— start Records shown —

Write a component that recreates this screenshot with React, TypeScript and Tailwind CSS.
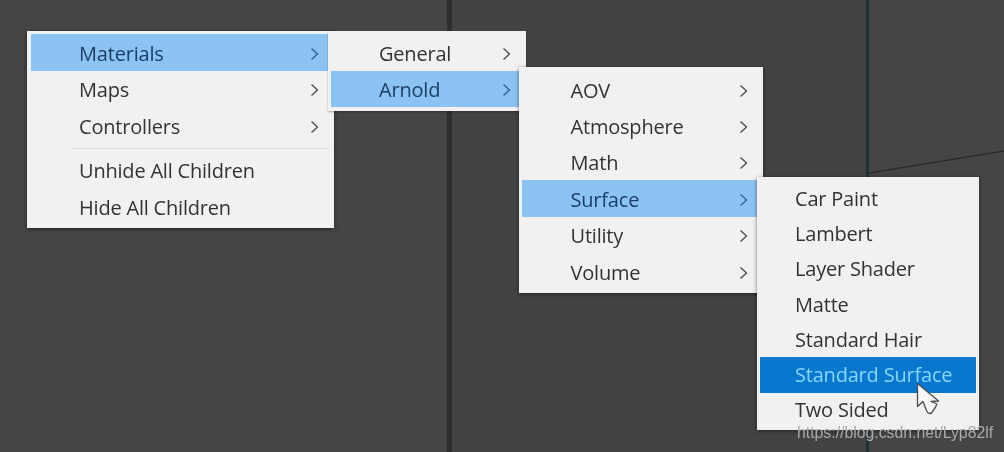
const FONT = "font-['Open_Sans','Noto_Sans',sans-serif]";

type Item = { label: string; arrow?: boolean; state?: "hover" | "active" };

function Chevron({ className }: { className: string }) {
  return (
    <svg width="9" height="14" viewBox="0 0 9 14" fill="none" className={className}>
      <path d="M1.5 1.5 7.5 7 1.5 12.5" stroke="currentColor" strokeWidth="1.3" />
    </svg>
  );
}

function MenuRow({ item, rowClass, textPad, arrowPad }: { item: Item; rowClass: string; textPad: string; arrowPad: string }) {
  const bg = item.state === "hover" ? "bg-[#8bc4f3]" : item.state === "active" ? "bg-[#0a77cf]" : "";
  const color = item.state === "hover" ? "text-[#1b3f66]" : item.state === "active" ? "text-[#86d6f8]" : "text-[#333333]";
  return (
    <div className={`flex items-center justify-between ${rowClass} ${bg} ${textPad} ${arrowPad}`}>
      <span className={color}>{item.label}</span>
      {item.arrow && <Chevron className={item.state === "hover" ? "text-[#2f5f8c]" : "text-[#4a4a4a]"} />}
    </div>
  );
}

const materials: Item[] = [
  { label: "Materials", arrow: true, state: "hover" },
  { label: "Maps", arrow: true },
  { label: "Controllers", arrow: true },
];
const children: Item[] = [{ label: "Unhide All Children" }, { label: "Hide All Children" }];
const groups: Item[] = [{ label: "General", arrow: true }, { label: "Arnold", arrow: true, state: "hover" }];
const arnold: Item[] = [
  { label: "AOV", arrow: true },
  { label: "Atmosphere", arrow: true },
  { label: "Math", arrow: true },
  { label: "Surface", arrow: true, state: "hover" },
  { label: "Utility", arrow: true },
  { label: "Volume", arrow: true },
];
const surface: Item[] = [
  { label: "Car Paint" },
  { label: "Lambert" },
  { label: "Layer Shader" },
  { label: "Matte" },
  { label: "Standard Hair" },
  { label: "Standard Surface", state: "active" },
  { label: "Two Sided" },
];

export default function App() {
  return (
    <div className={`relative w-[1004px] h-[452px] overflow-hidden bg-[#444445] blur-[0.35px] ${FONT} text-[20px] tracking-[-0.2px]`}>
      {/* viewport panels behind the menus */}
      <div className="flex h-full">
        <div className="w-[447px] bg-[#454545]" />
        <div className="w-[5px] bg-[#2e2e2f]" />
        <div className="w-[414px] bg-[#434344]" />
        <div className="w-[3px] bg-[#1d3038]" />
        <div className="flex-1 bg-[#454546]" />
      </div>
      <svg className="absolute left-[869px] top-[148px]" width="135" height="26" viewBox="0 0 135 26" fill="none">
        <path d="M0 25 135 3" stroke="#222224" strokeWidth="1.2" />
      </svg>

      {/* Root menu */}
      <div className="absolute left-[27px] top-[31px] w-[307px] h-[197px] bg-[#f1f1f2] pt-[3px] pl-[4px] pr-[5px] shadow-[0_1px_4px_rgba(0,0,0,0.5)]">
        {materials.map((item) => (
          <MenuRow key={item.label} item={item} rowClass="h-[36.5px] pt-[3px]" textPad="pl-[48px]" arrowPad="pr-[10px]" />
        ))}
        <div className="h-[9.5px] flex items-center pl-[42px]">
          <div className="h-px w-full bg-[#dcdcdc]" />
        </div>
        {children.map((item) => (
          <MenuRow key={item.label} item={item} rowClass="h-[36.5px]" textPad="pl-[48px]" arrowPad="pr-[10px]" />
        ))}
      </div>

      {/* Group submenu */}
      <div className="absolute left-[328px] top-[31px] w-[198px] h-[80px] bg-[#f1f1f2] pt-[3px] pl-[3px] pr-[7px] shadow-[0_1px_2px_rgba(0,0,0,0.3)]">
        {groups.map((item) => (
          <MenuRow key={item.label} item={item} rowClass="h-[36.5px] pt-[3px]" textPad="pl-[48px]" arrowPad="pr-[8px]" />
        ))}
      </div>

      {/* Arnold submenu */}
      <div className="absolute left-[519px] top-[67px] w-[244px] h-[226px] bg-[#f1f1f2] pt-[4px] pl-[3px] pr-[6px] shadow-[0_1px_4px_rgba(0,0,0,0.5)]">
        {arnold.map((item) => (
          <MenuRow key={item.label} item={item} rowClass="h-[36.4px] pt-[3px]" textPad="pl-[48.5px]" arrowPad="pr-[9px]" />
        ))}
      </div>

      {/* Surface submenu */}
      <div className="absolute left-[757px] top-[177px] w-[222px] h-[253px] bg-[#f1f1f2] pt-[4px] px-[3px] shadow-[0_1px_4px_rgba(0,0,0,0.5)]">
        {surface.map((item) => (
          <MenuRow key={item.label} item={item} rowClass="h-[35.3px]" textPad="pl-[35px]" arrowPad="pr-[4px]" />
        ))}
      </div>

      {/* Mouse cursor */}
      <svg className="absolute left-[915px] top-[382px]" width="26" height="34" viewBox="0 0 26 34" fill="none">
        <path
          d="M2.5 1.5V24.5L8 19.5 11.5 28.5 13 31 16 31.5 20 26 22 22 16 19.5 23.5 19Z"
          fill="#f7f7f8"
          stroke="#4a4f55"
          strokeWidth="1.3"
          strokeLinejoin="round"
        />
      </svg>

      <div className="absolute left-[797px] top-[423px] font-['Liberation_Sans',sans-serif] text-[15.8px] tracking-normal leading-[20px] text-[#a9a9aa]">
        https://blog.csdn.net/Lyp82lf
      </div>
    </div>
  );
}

— end Records shown —
— start Records shown —

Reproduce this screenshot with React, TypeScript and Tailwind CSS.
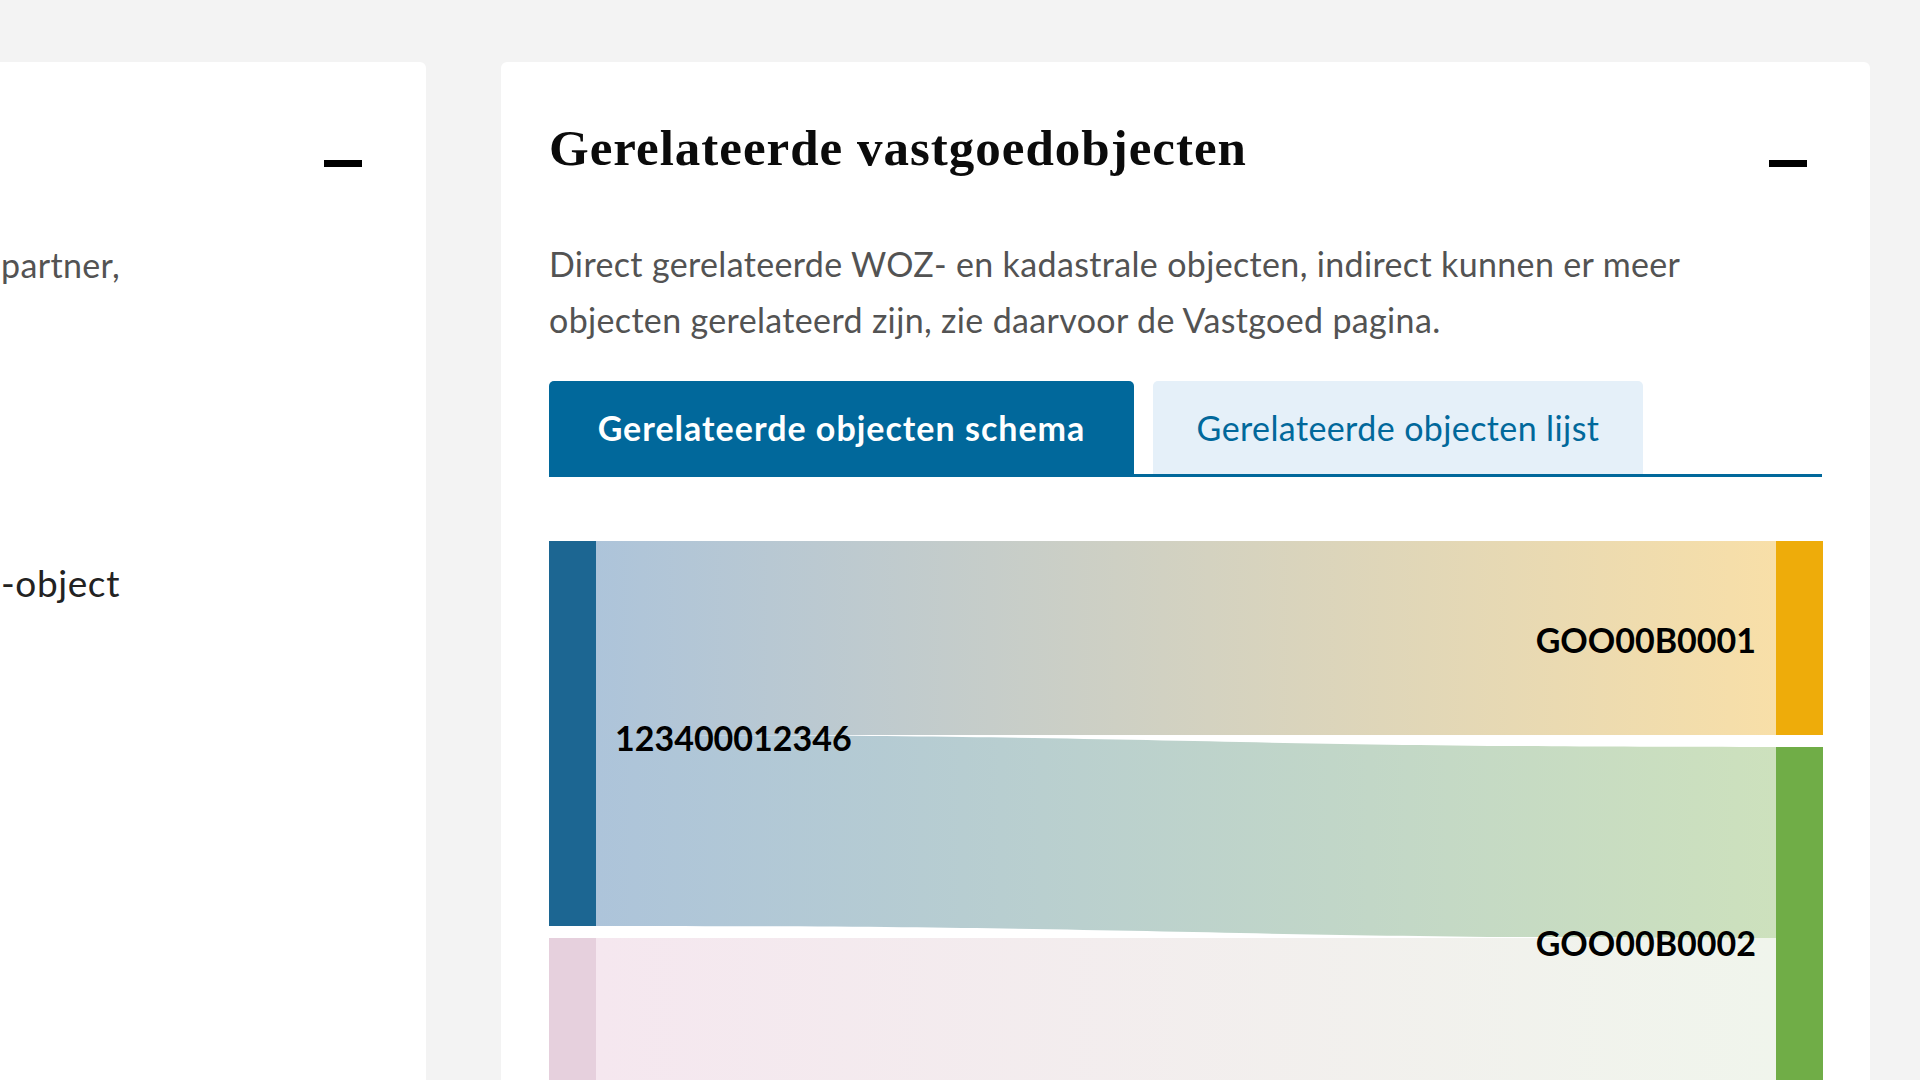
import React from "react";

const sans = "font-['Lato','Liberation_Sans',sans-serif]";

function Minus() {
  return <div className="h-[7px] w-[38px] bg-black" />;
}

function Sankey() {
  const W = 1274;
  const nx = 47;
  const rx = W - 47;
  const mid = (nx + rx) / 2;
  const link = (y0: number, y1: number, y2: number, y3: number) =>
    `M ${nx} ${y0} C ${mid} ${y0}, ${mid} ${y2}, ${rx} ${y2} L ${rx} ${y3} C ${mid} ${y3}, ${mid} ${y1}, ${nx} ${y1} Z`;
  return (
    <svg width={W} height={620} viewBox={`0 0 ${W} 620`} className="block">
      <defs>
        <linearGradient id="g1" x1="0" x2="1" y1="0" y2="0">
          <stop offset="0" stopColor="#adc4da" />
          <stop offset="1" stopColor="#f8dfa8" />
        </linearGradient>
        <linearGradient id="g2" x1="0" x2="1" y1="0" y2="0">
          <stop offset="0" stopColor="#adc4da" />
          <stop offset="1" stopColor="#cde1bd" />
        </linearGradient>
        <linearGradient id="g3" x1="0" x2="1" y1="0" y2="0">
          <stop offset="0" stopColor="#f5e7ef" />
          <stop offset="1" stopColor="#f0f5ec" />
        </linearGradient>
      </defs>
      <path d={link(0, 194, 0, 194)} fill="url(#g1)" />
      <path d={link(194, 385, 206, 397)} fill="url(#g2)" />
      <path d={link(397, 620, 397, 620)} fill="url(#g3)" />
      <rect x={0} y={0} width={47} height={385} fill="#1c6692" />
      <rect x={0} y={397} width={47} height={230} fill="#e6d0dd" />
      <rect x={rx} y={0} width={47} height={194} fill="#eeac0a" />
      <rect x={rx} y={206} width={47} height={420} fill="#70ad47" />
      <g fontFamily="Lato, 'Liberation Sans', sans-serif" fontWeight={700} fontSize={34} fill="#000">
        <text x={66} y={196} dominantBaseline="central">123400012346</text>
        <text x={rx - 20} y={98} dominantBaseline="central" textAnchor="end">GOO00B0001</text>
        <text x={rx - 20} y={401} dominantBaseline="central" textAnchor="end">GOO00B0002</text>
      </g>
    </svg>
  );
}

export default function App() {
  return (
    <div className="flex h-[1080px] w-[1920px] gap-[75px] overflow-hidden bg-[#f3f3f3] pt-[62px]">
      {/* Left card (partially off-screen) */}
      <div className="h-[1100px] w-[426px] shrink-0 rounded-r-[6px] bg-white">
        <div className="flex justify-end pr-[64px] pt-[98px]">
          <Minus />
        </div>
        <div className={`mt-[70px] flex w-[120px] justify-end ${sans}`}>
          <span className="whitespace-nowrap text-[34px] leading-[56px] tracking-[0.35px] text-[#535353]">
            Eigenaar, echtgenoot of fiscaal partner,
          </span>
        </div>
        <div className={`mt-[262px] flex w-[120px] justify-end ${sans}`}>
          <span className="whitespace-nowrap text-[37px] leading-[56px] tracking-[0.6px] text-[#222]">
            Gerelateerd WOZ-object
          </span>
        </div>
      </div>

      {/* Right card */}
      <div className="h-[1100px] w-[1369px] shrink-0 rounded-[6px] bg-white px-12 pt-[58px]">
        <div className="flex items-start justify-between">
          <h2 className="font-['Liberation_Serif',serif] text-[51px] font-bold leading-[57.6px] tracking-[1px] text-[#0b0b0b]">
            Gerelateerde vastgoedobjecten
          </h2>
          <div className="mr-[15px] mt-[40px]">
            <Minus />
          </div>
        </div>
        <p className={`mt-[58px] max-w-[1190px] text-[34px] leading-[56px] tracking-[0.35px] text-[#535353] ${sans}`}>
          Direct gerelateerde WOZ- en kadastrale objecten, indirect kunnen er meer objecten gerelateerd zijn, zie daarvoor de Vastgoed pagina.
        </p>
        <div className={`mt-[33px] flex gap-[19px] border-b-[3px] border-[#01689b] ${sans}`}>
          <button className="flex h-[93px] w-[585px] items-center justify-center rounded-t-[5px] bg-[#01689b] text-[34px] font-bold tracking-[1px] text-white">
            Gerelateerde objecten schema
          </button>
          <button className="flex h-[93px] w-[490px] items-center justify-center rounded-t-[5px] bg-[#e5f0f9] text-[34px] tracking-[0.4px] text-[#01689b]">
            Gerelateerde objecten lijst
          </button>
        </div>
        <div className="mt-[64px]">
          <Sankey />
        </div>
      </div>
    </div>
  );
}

— end Records shown —

* **Short exercise**
Write out, exactly and with nothing added, everything from the line with "Write a component" down to the line with "string; arrow?: boolean;", both included. Drop any pictures.

* **Solution**
Write a component that recreates this screenshot with React, TypeScript and Tailwind CSS.
const FONT = "font-['Open_Sans','Noto_Sans',sans-serif]";

type Item = { label: string; arrow?: boolean; state?: "hover" | "active" };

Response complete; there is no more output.